Supplied information —
··········

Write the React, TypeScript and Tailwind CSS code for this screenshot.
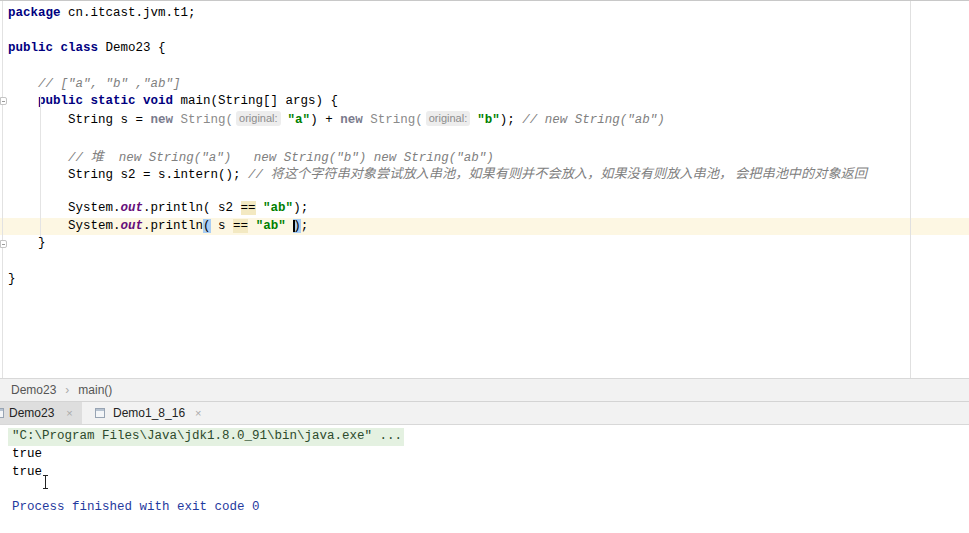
import React from "react";

const MONO = '"Liberation Mono", "DejaVu Sans Mono", monospace';
const CJK = '"Noto Sans CJK SC", sans-serif';

const K = ({ children }: { children: React.ReactNode }) => (
  <span className="font-bold text-[#000080]">{children}</span>
);
const S = ({ children }: { children: React.ReactNode }) => (
  <span className="font-bold text-[#008000]">{children}</span>
);
const C = ({ children }: { children: React.ReactNode }) => (
  <span className="italic text-[#808080]">{children}</span>
);
const Dim = ({ children, bold }: { children: React.ReactNode; bold?: boolean }) => (
  <span className={bold ? "font-bold text-[#7a7a8c]" : "text-[#8a8a8a]"}>{children}</span>
);
const Out = () => <span className="italic font-bold text-[#660e7a]">out</span>;
const Eq = () => <span className="bg-[#f3e9c2]">==</span>;
const Inlay = () => (
  <span
    className="inline-block ml-[3px] mr-[7px] px-[3px] rounded-[3px] bg-[#ededed] text-[#8c8c8c] text-[11px] leading-[15px] align-[1px]"
    style={{ fontFamily: '"Liberation Sans", Arial, sans-serif' }}
  >
    original:
  </span>
);
const Cn = ({ children }: { children: React.ReactNode }) => (
  <span className="text-[13.2px]" style={{ fontFamily: CJK }}>
    {children}
  </span>
);

const Line = ({ children, current }: { children?: React.ReactNode; current?: boolean }) => (
  <div className={"h-[17.75px] leading-[17.75px] whitespace-pre pl-[8px] " + (current ? "bg-[#fdf7e3]" : "")}>
    {children}
  </div>
);

const TabIcon = () => (
  <svg width="10" height="10" viewBox="0 0 10 10" className="shrink-0">
    <rect x="0.5" y="0.5" width="9" height="9" fill="#f4f6f8" stroke="#98a4b3" />
    <rect x="1" y="1" width="8" height="2" fill="#b7c3d1" />
  </svg>
);

export default function App() {
  return (
    <div className="w-[969px] h-[533px] flex flex-col bg-white overflow-hidden" style={{ fontFamily: MONO }}>
      {/* Editor */}
      <div className="relative h-[378px] border-t border-[#c8c8c8] text-[12.5px] text-black overflow-hidden">
        {/* gutter line */}
        <div className="absolute left-[2px] top-0 bottom-0 w-px bg-[#e2e2e2]" />
        {/* right margin */}
        <div className="absolute left-[910px] top-0 bottom-0 w-px bg-[#e0e0e0] z-10" />
        <div className="pt-[3.5px]">
          <Line>
            <K>package</K> cn.itcast.jvm.t1;
          </Line>
          <Line />
          <Line>
            <K>public class</K> Demo23 {"{"}
          </Line>
          <Line />
          <Line>
            {"    "}
            <C>// ["a", "b" ,"ab"]</C>
          </Line>
          <Line>
            {"    "}
            <K>public static void</K> main(String[] args) {"{"}
          </Line>
          <Line>
            {"        String s = "}
            <Dim bold>new</Dim> <Dim>String(</Dim>
            <Inlay />
            <S>"a"</S>) + <Dim bold>new</Dim> <Dim>String(</Dim>
            <Inlay />
            <S>"b"</S>); <C>// new String("ab")</C>
          </Line>
          <Line />
          <Line>
            {"        "}
            <C>
              // <Cn>堆</Cn>  new String("a")   new String("b") new String("ab")
            </C>
          </Line>
          <Line>
            {"        String s2 = s.intern(); "}
            <C>
              // <Cn>将这个字符串对象尝试放入串池，如果有则并不会放入，如果没有则放入串池， 会把串池中的对象返回</Cn>
            </C>
          </Line>
          <Line />
          <Line>
            {"        System."}
            <Out />
            .println( s2 <Eq /> <S>"ab"</S>);
          </Line>
          <Line current>
            {"        System."}
            <Out />
            .println<span className="bg-[#a9cdf3]">(</span> s <Eq /> <S>"ab"</S>{" "}
            <span className="relative bg-[#a9cdf3]">
              <span className="absolute left-0 top-[1px] bottom-[1px] w-[2px] bg-black" />)
            </span>
            ;
          </Line>
          <Line>{"    }"}</Line>
          <Line />
          <Line>{"}"}</Line>
        </div>
        {/* indent guide */}
        <div className="absolute left-[40px] top-[94px] h-[142px] w-px bg-[#e4e4e4]" />
        {/* fold markers */}
        <div className="absolute left-[0px] top-[96px] w-[7px] h-[8px] border border-[#c4c4c4] bg-white rounded-r-[2px] flex items-center justify-center">
          <div className="w-[3px] h-px bg-[#9a9a9a]" />
        </div>
        <div className="absolute left-[0px] top-[239px] w-[7px] h-[8px] border border-[#c4c4c4] bg-white rounded-r-[2px] flex items-center justify-center">
          <div className="w-[3px] h-px bg-[#9a9a9a]" />
        </div>
      </div>

      {/* Breadcrumb */}
      <div
        className="h-[23px] shrink-0 border-t border-[#d8d8d8] bg-[#f2f2f2] flex items-center pl-[11px] text-[12px] text-[#555]"
        style={{ fontFamily: '"Liberation Sans", Arial, sans-serif' }}
      >
        <span>Demo23</span>
        <span className="mx-[9px] text-[#aaa]">›</span>
        <span>main()</span>
      </div>

      {/* Tabs */}
      <div
        className="h-[23px] shrink-0 border-t border-[#d4d4d4] bg-[#f2f2f2] flex items-stretch text-[12px] text-[#222]"
        style={{ fontFamily: '"Liberation Sans", Arial, sans-serif' }}
      >
        <div className="w-[82px] bg-[#dedede] flex items-center gap-[4px] pl-0">
          <div className="-ml-[6px]">
            <TabIcon />
          </div>
          <span className="ml-[1px]">Demo23</span>
          <span className="ml-[8px] text-[#aaa] text-[11px]">×</span>
        </div>
        <div className="flex items-center pl-[13px]">
          <TabIcon />
          <span className="ml-[8px]">Demo1_8_16</span>
          <span className="ml-[10px] text-[#aaa] text-[11px]">×</span>
        </div>
      </div>

      {/* Console */}
      <div className="relative flex-1 border-t border-[#d8d8d8] bg-white text-[12.5px] pt-[3px]">
        <div className="h-[17.75px] leading-[17.75px] whitespace-pre pl-[8px]">
          <span className="inline-block bg-[#e4f1e1] pl-[4px] pr-[2px] text-[#2c4a2c]">
            "C:\Program Files\Java\jdk1.8.0_91\bin\java.exe" ...
          </span>
        </div>
        <div className="h-[17.75px] leading-[17.75px] whitespace-pre pl-[12px] text-black">true</div>
        <div className="h-[17.75px] leading-[17.75px] whitespace-pre pl-[12px] text-black">true</div>
        <div className="h-[17.75px]" />
        <div className="h-[17.75px] leading-[17.75px] whitespace-pre pl-[12px] text-[#1f3a9e]">
          Process finished with exit code 0
        </div>
        {/* mouse I-beam */}
        <svg className="absolute left-[42px] top-[50px]" width="7" height="14" viewBox="0 0 7 14">
          <path d="M1 0.5h5M3.5 0.5v13M1 13.5h5" stroke="#222" strokeWidth="1" fill="none" />
        </svg>
      </div>
    </div>
  );
}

··········

Copy out each line in the listing that has the word "code".

Write the React, TypeScript and Tailwind CSS code for this screenshot.
          Process finished with exit code 0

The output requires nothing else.